■ Supplied data

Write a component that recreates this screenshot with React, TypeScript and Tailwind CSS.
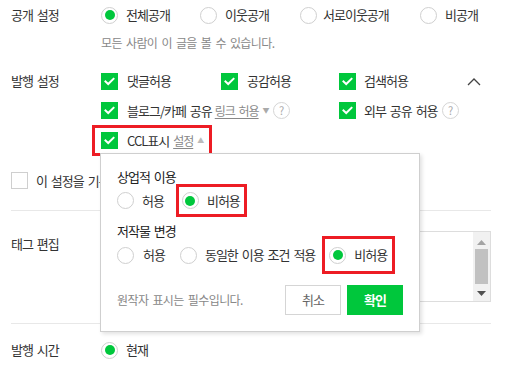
import React from "react";

function Radio({ checked }: { checked?: boolean }) {
  return (
    <span className="flex h-[17px] w-[17px] shrink-0 items-center justify-center rounded-full border border-[#cfcfcf] bg-white">
      {checked && <span className="h-[10px] w-[10px] rounded-full bg-[#00c73c]" />}
    </span>
  );
}

function Check({ checked = true }: { checked?: boolean }) {
  if (!checked)
    return <span className="block h-[17px] w-[17px] shrink-0 border border-[#cfcfcf] bg-white" />;
  return (
    <span className="flex h-[17px] w-[17px] shrink-0 items-center justify-center bg-[#00c73c]">
      <svg width="11" height="9" viewBox="0 0 11 9" fill="none">
        <path d="M1.5 4.5 L4.2 7 L9.5 1.8" stroke="white" strokeWidth="2" strokeLinecap="square" />
      </svg>
    </span>
  );
}

function Help() {
  return (
    <span className="flex h-[17px] w-[17px] shrink-0 items-center justify-center rounded-full border border-[#d5d5d5] text-[11px] leading-none text-[#aaa]">
      ?
    </span>
  );
}

export default function App() {
  return (
    <div
      className="relative h-[376px] w-[506px] overflow-hidden bg-white text-[12px] tracking-[-1px] text-[#333] [word-spacing:2px]"
      style={{ fontFamily: '"Noto Sans CJK KR", "Noto Sans", sans-serif' }}
    >
      <div className="pl-[11px]">
        {/* 공개 설정 */}
        <div className="flex h-[30px] items-center">
          <div className="w-[90px] text-[13px]">공개 설정</div>
          <div className="flex w-[99px] items-center gap-[8px]">
            <Radio checked />
            <span className="text-[13px]">전체공개</span>
          </div>
          <div className="flex w-[100px] items-center gap-[8px]">
            <Radio />
            <span className="text-[13px]">이웃공개</span>
          </div>
          <div className="flex w-[120px] items-center gap-[6px]">
            <Radio />
            <span className="text-[13px]">서로이웃공개</span>
          </div>
          <div className="flex items-center gap-[8px]">
            <Radio />
            <span className="text-[13px]">비공개</span>
          </div>
        </div>
        <div className="flex h-[26px] items-center pl-[90px] text-[12px] tracking-[-0.6px] text-[#888]">
          모든 사람이 이 글을 볼 수 있습니다.
        </div>

        {/* 발행 설정 */}
        <div className="mt-[10px] flex">
          <div className="flex h-[30px] w-[90px] items-center text-[13px]">발행 설정</div>
          <div className="flex flex-col">
            <div className="flex h-[30px] items-center">
              <div className="flex w-[120px] items-center gap-[9px]">
                <Check />
                <span className="text-[13px]">댓글허용</span>
              </div>
              <div className="flex w-[118px] items-center gap-[9px]">
                <Check />
                <span className="text-[13px]">공감허용</span>
              </div>
              <div className="flex w-[128px] items-center gap-[8px]">
                <Check />
                <span className="text-[13px]">검색허용</span>
              </div>
              <svg width="14" height="9" viewBox="0 0 14 9" fill="none" className="mt-[1px]">
                <path d="M1 8 L7 2 L13 8" stroke="#444" strokeWidth="1.3" />
              </svg>
            </div>
            <div className="flex h-[29px] items-center">
              <div className="flex w-[238px] items-center">
                <Check />
                <span className="ml-[9px] text-[13px]">블로그/카페 공유</span>
                <span className="ml-[3px] text-[12px] text-[#888] underline underline-offset-2">링크 허용</span>
                <span className="ml-[4px] text-[7px] text-[#aaa]">▼</span>
                <span className="ml-[4px]">
                  <Help />
                </span>
              </div>
              <div className="flex items-center">
                <Check />
                <span className="ml-[8px] text-[13px]">외부 공유 허용</span>
                <span className="ml-[4px]">
                  <Help />
                </span>
              </div>
            </div>
            <div className="-ml-[9px] flex h-[31px] w-[120px] items-center border-[3px] border-[#ed1c24] pl-[6px]">
              <Check />
              <span className="ml-[9px] text-[13px]">CCL표시</span>
              <span className="ml-[4px] text-[12px] text-[#888] underline underline-offset-2">설정</span>
              <span className="ml-[4px] text-[7px] text-[#bbb]">▲</span>
            </div>
          </div>
        </div>

        {/* 기본 유지 */}
        <div className="mt-[16px] flex h-[17px] items-center">
          <Check checked={false} />
          <span className="ml-[8px] w-[64px] overflow-hidden whitespace-nowrap text-[13px]">이 설정을 기본으로 유지</span>
        </div>
        <div className="mr-[15px] mt-[21px] border-t border-[#e8e8e8]" />

        {/* 태그 편집 */}
        <div className="flex pb-[21px] pt-[20px]">
          <div className="w-[90px] pt-[3px] text-[13px]">태그 편집</div>
          <div className="flex h-[71px] w-[390px] border border-[#ddd]">
            <div className="flex-1" />
            <div className="flex w-[17px] flex-col items-center bg-[#f1f1f1]">
              <svg width="9" height="5" viewBox="0 0 9 5" className="mt-[8px]">
                <path d="M0 5 L4.5 0 L9 5 Z" fill="#a3a3a3" />
              </svg>
              <div className="mt-[4px] h-[35px] w-[13px] bg-[#c1c1c1]" />
              <svg width="9" height="5" viewBox="0 0 9 5" className="mt-[7px]">
                <path d="M0 0 L4.5 5 L9 0 Z" fill="#505050" />
              </svg>
            </div>
          </div>
        </div>
        <div className="mr-[15px] border-t border-[#e8e8e8]" />

        {/* 발행 시간 */}
        <div className="flex h-[52px] items-center">
          <div className="w-[90px] text-[13px]">발행 시간</div>
          <Radio checked />
          <span className="ml-[8px] text-[13px]">현재</span>
        </div>
      </div>

      {/* CCL popup */}
      <div className="absolute left-[100px] top-[153px] flex h-[179px] w-[320px] flex-col border border-[#cfcfcf] bg-white pl-[16px] shadow-[2px_2px_4px_rgba(0,0,0,0.12)]">
        <div className="mt-[16px] h-[14px] text-[13px] leading-[14px] text-[#222]">상업적 이용</div>
        <div className="flex h-[33px] items-center">
          <Radio />
          <span className="ml-[8px] text-[13px]">허용</span>
          <div className="ml-[12px] flex h-[33px] items-center border-[3px] border-[#ed1c24] pl-[3px] pr-[4px]">
            <Radio checked />
            <span className="ml-[8px] text-[13px]">비허용</span>
          </div>
        </div>
        <div className="mt-[7px] h-[14px] text-[13px] leading-[14px] text-[#222]">저작물 변경</div>
        <div className="-mt-[2px] flex h-[38px] items-center">
          <Radio />
          <span className="ml-[9px] text-[13px]">허용</span>
          <span className="ml-[15px]">
            <Radio />
          </span>
          <span className="ml-[8px] text-[13px]">동일한 이용 조건 적용</span>
          <div className="ml-[7px] flex h-[38px] items-center border-[3px] border-[#ed1c24] pl-[4px] pr-[5px]">
            <Radio checked />
            <span className="ml-[8px] text-[13px]">비허용</span>
          </div>
        </div>
        <div className="mt-[11px] flex items-center">
          <span className="flex-1 text-[12px] tracking-[-0.6px] text-[#888]">원작자 표시는 필수입니다.</span>
          <button className="flex h-[30px] w-[56px] items-center justify-center border border-[#d5d5d5] bg-white text-[13px] text-[#666]">
            취소
          </button>
          <button className="ml-[6px] mr-[16px] flex h-[30px] w-[56px] items-center justify-center bg-[#00c73c] text-[13px] font-bold text-white">
            확인
          </button>
        </div>
      </div>
    </div>
  );
}
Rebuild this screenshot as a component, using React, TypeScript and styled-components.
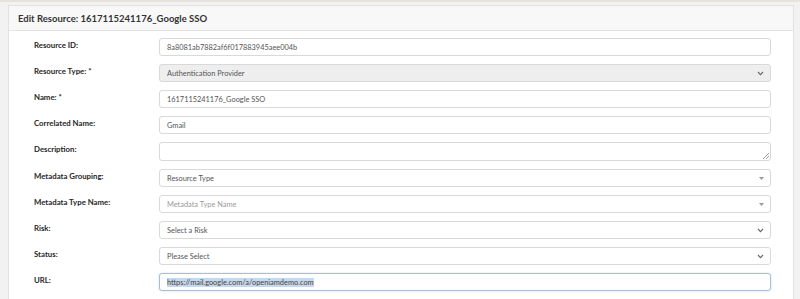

■ Written problem
Restate each entry word for word, leaving out any pictures.

■ Final result
Write a component that recreates this screenshot with React, TypeScript and Tailwind CSS.
import React from "react";

function Radio({ checked }: { checked?: boolean }) {
  return (
    <span className="flex h-[17px] w-[17px] shrink-0 items-center justify-center rounded-full border border-[#cfcfcf] bg-white">
      {checked && <span className="h-[10px] w-[10px] rounded-full bg-[#00c73c]" />}
    </span>
  );
}

function Check({ checked = true }: { checked?: boolean }) {
  if (!checked)
    return <span className="block h-[17px] w-[17px] shrink-0 border border-[#cfcfcf] bg-white" />;
  return (
    <span className="flex h-[17px] w-[17px] shrink-0 items-center justify-center bg-[#00c73c]">
      <svg width="11" height="9" viewBox="0 0 11 9" fill="none">
        <path d="M1.5 4.5 L4.2 7 L9.5 1.8" stroke="white" strokeWidth="2" strokeLinecap="square" />
      </svg>
    </span>
  );
}

function Help() {
  return (
    <span className="flex h-[17px] w-[17px] shrink-0 items-center justify-center rounded-full border border-[#d5d5d5] text-[11px] leading-none text-[#aaa]">
      ?
    </span>
  );
}

export default function App() {
  return (
    <div
      className="relative h-[376px] w-[506px] overflow-hidden bg-white text-[12px] tracking-[-1px] text-[#333] [word-spacing:2px]"
      style={{ fontFamily: '"Noto Sans CJK KR", "Noto Sans", sans-serif' }}
    >
      <div className="pl-[11px]">
        {/* 공개 설정 */}
        <div className="flex h-[30px] items-center">
          <div className="w-[90px] text-[13px]">공개 설정</div>
          <div className="flex w-[99px] items-center gap-[8px]">
            <Radio checked />
            <span className="text-[13px]">전체공개</span>
          </div>
          <div className="flex w-[100px] items-center gap-[8px]">
            <Radio />
            <span className="text-[13px]">이웃공개</span>
          </div>
          <div className="flex w-[120px] items-center gap-[6px]">
            <Radio />
            <span className="text-[13px]">서로이웃공개</span>
          </div>
          <div className="flex items-center gap-[8px]">
            <Radio />
            <span className="text-[13px]">비공개</span>
          </div>
        </div>
        <div className="flex h-[26px] items-center pl-[90px] text-[12px] tracking-[-0.6px] text-[#888]">
          모든 사람이 이 글을 볼 수 있습니다.
        </div>

        {/* 발행 설정 */}
        <div className="mt-[10px] flex">
          <div className="flex h-[30px] w-[90px] items-center text-[13px]">발행 설정</div>
          <div className="flex flex-col">
            <div className="flex h-[30px] items-center">
              <div className="flex w-[120px] items-center gap-[9px]">
                <Check />
                <span className="text-[13px]">댓글허용</span>
              </div>
              <div className="flex w-[118px] items-center gap-[9px]">
                <Check />
                <span className="text-[13px]">공감허용</span>
              </div>
              <div className="flex w-[128px] items-center gap-[8px]">
                <Check />
                <span className="text-[13px]">검색허용</span>
              </div>
              <svg width="14" height="9" viewBox="0 0 14 9" fill="none" className="mt-[1px]">
                <path d="M1 8 L7 2 L13 8" stroke="#444" strokeWidth="1.3" />
              </svg>
            </div>
            <div className="flex h-[29px] items-center">
              <div className="flex w-[238px] items-center">
                <Check />
                <span className="ml-[9px] text-[13px]">블로그/카페 공유</span>
                <span className="ml-[3px] text-[12px] text-[#888] underline underline-offset-2">링크 허용</span>
                <span className="ml-[4px] text-[7px] text-[#aaa]">▼</span>
                <span className="ml-[4px]">
                  <Help />
                </span>
              </div>
              <div className="flex items-center">
                <Check />
                <span className="ml-[8px] text-[13px]">외부 공유 허용</span>
                <span className="ml-[4px]">
                  <Help />
                </span>
              </div>
            </div>
            <div className="-ml-[9px] flex h-[31px] w-[120px] items-center border-[3px] border-[#ed1c24] pl-[6px]">
              <Check />
              <span className="ml-[9px] text-[13px]">CCL표시</span>
              <span className="ml-[4px] text-[12px] text-[#888] underline underline-offset-2">설정</span>
              <span className="ml-[4px] text-[7px] text-[#bbb]">▲</span>
            </div>
          </div>
        </div>

        {/* 기본 유지 */}
        <div className="mt-[16px] flex h-[17px] items-center">
          <Check checked={false} />
          <span className="ml-[8px] w-[64px] overflow-hidden whitespace-nowrap text-[13px]">이 설정을 기본으로 유지</span>
        </div>
        <div className="mr-[15px] mt-[21px] border-t border-[#e8e8e8]" />

        {/* 태그 편집 */}
        <div className="flex pb-[21px] pt-[20px]">
          <div className="w-[90px] pt-[3px] text-[13px]">태그 편집</div>
          <div className="flex h-[71px] w-[390px] border border-[#ddd]">
            <div className="flex-1" />
            <div className="flex w-[17px] flex-col items-center bg-[#f1f1f1]">
              <svg width="9" height="5" viewBox="0 0 9 5" className="mt-[8px]">
                <path d="M0 5 L4.5 0 L9 5 Z" fill="#a3a3a3" />
              </svg>
              <div className="mt-[4px] h-[35px] w-[13px] bg-[#c1c1c1]" />
              <svg width="9" height="5" viewBox="0 0 9 5" className="mt-[7px]">
                <path d="M0 0 L4.5 5 L9 0 Z" fill="#505050" />
              </svg>
            </div>
          </div>
        </div>
        <div className="mr-[15px] border-t border-[#e8e8e8]" />

        {/* 발행 시간 */}
        <div className="flex h-[52px] items-center">
          <div className="w-[90px] text-[13px]">발행 시간</div>
          <Radio checked />
          <span className="ml-[8px] text-[13px]">현재</span>
        </div>
      </div>

      {/* CCL popup */}
      <div className="absolute left-[100px] top-[153px] flex h-[179px] w-[320px] flex-col border border-[#cfcfcf] bg-white pl-[16px] shadow-[2px_2px_4px_rgba(0,0,0,0.12)]">
        <div className="mt-[16px] h-[14px] text-[13px] leading-[14px] text-[#222]">상업적 이용</div>
        <div className="flex h-[33px] items-center">
          <Radio />
          <span className="ml-[8px] text-[13px]">허용</span>
          <div className="ml-[12px] flex h-[33px] items-center border-[3px] border-[#ed1c24] pl-[3px] pr-[4px]">
            <Radio checked />
            <span className="ml-[8px] text-[13px]">비허용</span>
          </div>
        </div>
        <div className="mt-[7px] h-[14px] text-[13px] leading-[14px] text-[#222]">저작물 변경</div>
        <div className="-mt-[2px] flex h-[38px] items-center">
          <Radio />
          <span className="ml-[9px] text-[13px]">허용</span>
          <span className="ml-[15px]">
            <Radio />
          </span>
          <span className="ml-[8px] text-[13px]">동일한 이용 조건 적용</span>
          <div className="ml-[7px] flex h-[38px] items-center border-[3px] border-[#ed1c24] pl-[4px] pr-[5px]">
            <Radio checked />
            <span className="ml-[8px] text-[13px]">비허용</span>
          </div>
        </div>
        <div className="mt-[11px] flex items-center">
          <span className="flex-1 text-[12px] tracking-[-0.6px] text-[#888]">원작자 표시는 필수입니다.</span>
          <button className="flex h-[30px] w-[56px] items-center justify-center border border-[#d5d5d5] bg-white text-[13px] text-[#666]">
            취소
          </button>
          <button className="ml-[6px] mr-[16px] flex h-[30px] w-[56px] items-center justify-center bg-[#00c73c] text-[13px] font-bold text-white">
            확인
          </button>
        </div>
      </div>
    </div>
  );
}
Rebuild this screenshot as a component, using React, TypeScript and styled-components.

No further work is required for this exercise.